Copy each line of the data below with the word "components".

#### [Data block]
▬▬▬▬▬▬

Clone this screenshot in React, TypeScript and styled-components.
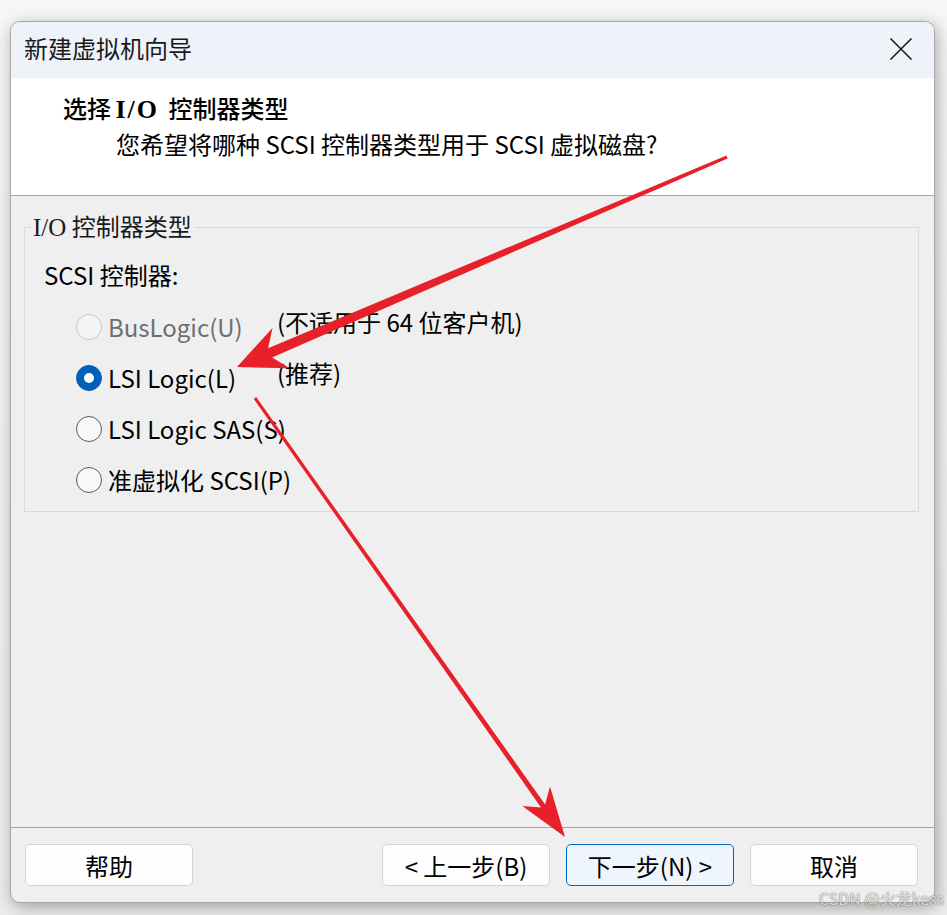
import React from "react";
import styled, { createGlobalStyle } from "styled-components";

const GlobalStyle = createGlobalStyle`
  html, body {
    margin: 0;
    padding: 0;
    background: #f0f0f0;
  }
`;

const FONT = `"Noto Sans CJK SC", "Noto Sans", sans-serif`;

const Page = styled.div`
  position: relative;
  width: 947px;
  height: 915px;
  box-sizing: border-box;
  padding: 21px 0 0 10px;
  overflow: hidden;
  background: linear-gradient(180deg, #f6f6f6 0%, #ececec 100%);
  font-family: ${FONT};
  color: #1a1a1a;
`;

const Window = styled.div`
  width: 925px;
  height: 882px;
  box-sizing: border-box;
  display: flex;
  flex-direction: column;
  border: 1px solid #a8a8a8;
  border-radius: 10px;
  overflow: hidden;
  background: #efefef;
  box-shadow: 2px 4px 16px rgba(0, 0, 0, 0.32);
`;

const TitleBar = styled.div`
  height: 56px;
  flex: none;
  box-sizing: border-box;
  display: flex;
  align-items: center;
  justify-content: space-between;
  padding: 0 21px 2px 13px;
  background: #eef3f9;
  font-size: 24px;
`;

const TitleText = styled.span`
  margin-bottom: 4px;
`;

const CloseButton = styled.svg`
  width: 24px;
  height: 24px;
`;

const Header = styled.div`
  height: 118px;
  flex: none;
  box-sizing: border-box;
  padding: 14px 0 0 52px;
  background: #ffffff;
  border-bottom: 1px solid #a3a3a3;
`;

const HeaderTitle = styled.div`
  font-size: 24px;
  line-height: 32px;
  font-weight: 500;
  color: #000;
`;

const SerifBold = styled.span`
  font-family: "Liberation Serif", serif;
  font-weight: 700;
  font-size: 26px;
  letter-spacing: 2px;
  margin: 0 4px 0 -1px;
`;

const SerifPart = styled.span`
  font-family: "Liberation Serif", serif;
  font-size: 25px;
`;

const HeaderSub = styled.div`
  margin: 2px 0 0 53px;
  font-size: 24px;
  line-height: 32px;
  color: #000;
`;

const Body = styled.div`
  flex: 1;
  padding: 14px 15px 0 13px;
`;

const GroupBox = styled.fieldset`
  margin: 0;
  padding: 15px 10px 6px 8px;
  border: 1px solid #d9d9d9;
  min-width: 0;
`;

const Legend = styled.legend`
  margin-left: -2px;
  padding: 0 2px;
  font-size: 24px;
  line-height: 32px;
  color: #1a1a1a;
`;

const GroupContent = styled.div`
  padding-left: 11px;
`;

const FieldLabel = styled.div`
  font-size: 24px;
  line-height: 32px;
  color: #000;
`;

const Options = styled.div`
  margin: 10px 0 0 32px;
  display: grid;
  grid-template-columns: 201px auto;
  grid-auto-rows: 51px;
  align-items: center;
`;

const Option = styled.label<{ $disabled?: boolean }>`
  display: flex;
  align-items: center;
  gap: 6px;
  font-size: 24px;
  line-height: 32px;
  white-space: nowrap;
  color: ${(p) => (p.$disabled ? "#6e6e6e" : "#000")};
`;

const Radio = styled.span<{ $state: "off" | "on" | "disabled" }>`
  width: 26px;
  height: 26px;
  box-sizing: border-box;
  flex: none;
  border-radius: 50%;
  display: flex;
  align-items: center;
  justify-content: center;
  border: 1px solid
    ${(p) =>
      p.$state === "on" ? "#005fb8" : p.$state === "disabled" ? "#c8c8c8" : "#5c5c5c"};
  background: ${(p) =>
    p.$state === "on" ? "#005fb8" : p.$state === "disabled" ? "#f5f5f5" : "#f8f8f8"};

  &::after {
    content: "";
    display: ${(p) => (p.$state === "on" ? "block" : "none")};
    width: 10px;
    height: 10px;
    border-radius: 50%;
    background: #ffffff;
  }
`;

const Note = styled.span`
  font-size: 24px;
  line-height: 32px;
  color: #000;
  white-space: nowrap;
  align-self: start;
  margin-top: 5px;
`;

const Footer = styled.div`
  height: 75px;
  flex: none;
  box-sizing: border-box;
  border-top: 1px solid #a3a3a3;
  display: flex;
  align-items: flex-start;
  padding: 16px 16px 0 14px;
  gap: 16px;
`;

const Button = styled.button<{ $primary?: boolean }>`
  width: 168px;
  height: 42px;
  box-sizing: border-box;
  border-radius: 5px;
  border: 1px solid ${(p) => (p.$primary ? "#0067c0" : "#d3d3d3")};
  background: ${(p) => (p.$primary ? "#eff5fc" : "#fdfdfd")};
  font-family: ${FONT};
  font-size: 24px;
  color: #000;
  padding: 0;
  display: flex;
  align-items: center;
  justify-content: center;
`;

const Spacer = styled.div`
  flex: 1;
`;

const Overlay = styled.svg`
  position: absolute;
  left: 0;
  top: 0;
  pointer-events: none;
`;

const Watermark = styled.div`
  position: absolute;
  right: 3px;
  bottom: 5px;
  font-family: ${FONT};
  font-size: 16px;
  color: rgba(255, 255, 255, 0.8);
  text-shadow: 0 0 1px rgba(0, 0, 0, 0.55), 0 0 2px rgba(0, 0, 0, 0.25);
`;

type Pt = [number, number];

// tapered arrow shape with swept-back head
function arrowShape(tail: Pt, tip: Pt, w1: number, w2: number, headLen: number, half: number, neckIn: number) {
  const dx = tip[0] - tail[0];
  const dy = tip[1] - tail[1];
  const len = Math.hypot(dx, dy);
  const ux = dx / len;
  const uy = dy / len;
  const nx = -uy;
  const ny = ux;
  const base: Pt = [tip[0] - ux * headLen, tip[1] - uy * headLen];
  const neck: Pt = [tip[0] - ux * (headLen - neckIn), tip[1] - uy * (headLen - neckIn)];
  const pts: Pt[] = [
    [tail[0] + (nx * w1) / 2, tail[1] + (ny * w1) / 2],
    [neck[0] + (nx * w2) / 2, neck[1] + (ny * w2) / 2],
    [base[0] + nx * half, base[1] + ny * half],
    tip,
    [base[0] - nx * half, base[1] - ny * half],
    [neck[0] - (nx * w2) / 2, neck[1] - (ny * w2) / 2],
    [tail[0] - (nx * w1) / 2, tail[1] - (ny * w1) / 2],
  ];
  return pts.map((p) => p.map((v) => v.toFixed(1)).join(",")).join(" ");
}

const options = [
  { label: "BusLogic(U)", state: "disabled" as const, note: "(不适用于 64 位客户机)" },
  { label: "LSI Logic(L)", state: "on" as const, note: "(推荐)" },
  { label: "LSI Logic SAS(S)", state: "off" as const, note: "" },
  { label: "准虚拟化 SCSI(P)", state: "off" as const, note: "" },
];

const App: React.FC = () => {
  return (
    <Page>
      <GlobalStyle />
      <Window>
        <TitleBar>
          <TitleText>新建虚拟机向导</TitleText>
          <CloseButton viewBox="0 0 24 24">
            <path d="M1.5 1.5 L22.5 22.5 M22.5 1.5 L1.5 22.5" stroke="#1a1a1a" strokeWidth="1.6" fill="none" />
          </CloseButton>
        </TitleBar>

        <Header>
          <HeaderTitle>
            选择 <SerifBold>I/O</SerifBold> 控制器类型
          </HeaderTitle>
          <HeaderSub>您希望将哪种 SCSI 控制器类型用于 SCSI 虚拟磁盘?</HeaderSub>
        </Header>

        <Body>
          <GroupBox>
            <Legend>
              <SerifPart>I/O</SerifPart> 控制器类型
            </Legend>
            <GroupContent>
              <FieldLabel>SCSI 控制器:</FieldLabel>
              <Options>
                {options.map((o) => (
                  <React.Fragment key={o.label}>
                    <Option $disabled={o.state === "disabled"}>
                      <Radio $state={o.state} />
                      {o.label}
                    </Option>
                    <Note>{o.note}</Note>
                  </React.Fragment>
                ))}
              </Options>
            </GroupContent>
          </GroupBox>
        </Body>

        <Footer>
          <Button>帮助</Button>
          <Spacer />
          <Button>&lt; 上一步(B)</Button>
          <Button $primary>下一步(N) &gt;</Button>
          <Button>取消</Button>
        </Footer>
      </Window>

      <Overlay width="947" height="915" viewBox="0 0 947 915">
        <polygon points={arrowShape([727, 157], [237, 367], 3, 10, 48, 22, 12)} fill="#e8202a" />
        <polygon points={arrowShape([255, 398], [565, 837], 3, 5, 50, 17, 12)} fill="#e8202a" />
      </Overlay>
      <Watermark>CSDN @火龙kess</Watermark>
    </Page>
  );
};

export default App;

▬▬▬▬▬▬

#### [Result]
Clone this screenshot in React, TypeScript and styled-components.
import styled, { createGlobalStyle } from "styled-components";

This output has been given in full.